Given those inputs (a hypergeometric distribution where 20 of 25 clients are very satisfied), the sampling distribution of the proportion can be determined. It appears in the table below, which shows individual probabilities for single events and cumulative probabilities for multiple events. (Elsewhere on this website, we showed how to compute hypergeometric probabilities that form the body of the table.)
Number of satisfied clients in sample Sample prop Prob Cumulative probability 4 or less 0.4 or less 0.00 0.00 5 0.5 0.00474 0.00474 6 0.6 0.05929 0.06403 7 0.7 0.23715 0.30119 8 0.8 0.38538 0.68656 9 0.9 0.25692 0.94348 10 1.0 0.05652 1.00 - Specify significance level. The significance level was set at 0.10. (This means that the probability of making a Type I error is 0.10, assuming that the null hypothesis is true.)
-
Define the region of acceptance.

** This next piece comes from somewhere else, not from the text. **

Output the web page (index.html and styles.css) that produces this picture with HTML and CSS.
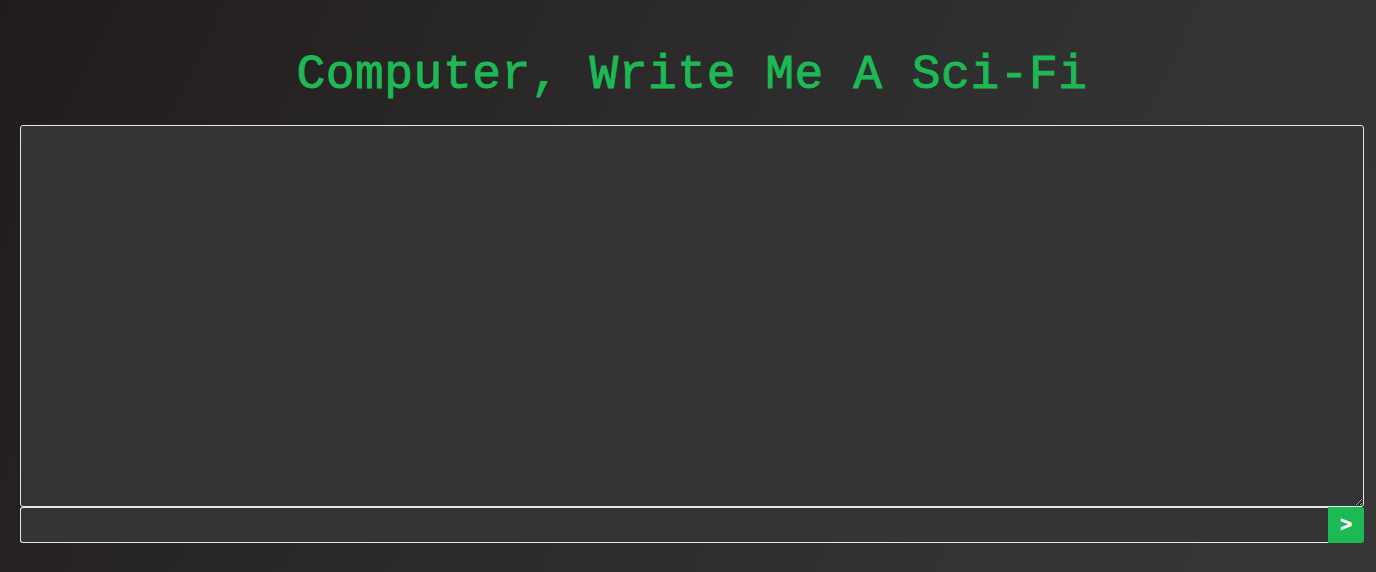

From the sampling
distribution (see above table), we see that it is not possible to define a
region of acceptance for which the significance level is exactly 0.10.
However, we can define a region of acceptance for which the significance level would be no more than 0.10. From the table, we see that if the true proportion of very satisfied clients is equal to 0.80, we would be very unlikely to have fewer than 7 very satisfied clients in our sample. The probability of having 6 or fewer very satisfied clients in the sample would be 0.064. Therefore, if we let the significance level equal 0.064, we can define the region of rejection as any sampled outcome that includes 6 or fewer very satisfied customers. We can define the region of acceptance as any sampled outcome that includes 7 or more very satisfied customers. This is equivalent to a sample proportion that is greater than or equal to 0.70.
- Test the null hypothesis. Since the sample proportion (0.60) is outside the region of acceptance, we cannot accept the null hypothesis at the 0.064 level of significance.